(Instruction)
Output the full listing below exactly, without the pictures.
** START **
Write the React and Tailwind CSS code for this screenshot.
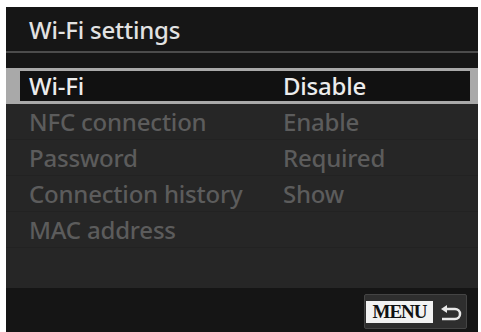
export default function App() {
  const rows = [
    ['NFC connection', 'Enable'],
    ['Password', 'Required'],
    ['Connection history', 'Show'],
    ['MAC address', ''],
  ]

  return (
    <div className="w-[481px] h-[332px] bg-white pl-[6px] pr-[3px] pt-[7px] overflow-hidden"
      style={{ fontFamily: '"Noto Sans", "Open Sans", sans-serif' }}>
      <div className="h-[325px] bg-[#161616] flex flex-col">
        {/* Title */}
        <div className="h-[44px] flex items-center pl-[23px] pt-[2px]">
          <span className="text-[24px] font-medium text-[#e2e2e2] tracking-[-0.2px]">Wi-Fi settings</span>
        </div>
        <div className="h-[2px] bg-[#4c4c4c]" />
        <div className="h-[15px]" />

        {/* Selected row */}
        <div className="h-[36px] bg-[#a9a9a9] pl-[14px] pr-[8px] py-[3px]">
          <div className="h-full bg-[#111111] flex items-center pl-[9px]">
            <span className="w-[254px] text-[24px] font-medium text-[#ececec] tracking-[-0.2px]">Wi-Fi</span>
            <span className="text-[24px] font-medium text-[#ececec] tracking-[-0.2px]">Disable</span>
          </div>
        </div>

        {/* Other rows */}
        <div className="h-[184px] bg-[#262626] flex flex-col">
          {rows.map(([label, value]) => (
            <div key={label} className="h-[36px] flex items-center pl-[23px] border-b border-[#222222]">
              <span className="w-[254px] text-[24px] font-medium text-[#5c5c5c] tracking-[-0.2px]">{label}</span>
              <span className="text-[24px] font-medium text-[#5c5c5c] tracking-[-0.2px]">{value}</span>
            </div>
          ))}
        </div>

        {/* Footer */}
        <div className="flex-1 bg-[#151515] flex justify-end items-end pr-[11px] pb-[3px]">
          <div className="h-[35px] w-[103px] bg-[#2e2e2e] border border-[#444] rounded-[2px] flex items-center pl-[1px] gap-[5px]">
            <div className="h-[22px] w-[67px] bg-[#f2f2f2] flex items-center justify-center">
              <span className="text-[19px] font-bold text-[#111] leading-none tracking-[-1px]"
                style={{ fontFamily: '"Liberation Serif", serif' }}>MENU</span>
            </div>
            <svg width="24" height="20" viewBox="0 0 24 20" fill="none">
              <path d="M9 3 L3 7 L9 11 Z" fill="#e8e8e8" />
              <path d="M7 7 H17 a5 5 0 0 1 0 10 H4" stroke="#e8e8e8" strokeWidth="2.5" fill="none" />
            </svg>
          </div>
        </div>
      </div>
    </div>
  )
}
** END **
(Task answer)
Write the React and Tailwind CSS code for this screenshot.
export default function App() {
  const rows = [
    ['NFC connection', 'Enable'],
    ['Password', 'Required'],
    ['Connection history', 'Show'],
    ['MAC address', ''],
  ]

  return (
    <div className="w-[481px] h-[332px] bg-white pl-[6px] pr-[3px] pt-[7px] overflow-hidden"
      style={{ fontFamily: '"Noto Sans", "Open Sans", sans-serif' }}>
      <div className="h-[325px] bg-[#161616] flex flex-col">
        {/* Title */}
        <div className="h-[44px] flex items-center pl-[23px] pt-[2px]">
          <span className="text-[24px] font-medium text-[#e2e2e2] tracking-[-0.2px]">Wi-Fi settings</span>
        </div>
        <div className="h-[2px] bg-[#4c4c4c]" />
        <div className="h-[15px]" />

        {/* Selected row */}
        <div className="h-[36px] bg-[#a9a9a9] pl-[14px] pr-[8px] py-[3px]">
          <div className="h-full bg-[#111111] flex items-center pl-[9px]">
            <span className="w-[254px] text-[24px] font-medium text-[#ececec] tracking-[-0.2px]">Wi-Fi</span>
            <span className="text-[24px] font-medium text-[#ececec] tracking-[-0.2px]">Disable</span>
          </div>
        </div>

        {/* Other rows */}
        <div className="h-[184px] bg-[#262626] flex flex-col">
          {rows.map(([label, value]) => (
            <div key={label} className="h-[36px] flex items-center pl-[23px] border-b border-[#222222]">
              <span className="w-[254px] text-[24px] font-medium text-[#5c5c5c] tracking-[-0.2px]">{label}</span>
              <span className="text-[24px] font-medium text-[#5c5c5c] tracking-[-0.2px]">{value}</span>
            </div>
          ))}
        </div>

        {/* Footer */}
        <div className="flex-1 bg-[#151515] flex justify-end items-end pr-[11px] pb-[3px]">
          <div className="h-[35px] w-[103px] bg-[#2e2e2e] border border-[#444] rounded-[2px] flex items-center pl-[1px] gap-[5px]">
            <div className="h-[22px] w-[67px] bg-[#f2f2f2] flex items-center justify-center">
              <span className="text-[19px] font-bold text-[#111] leading-none tracking-[-1px]"
                style={{ fontFamily: '"Liberation Serif", serif' }}>MENU</span>
            </div>
            <svg width="24" height="20" viewBox="0 0 24 20" fill="none">
              <path d="M9 3 L3 7 L9 11 Z" fill="#e8e8e8" />
              <path d="M7 7 H17 a5 5 0 0 1 0 10 H4" stroke="#e8e8e8" strokeWidth="2.5" fill="none" />
            </svg>
          </div>
        </div>
      </div>
    </div>
  )
}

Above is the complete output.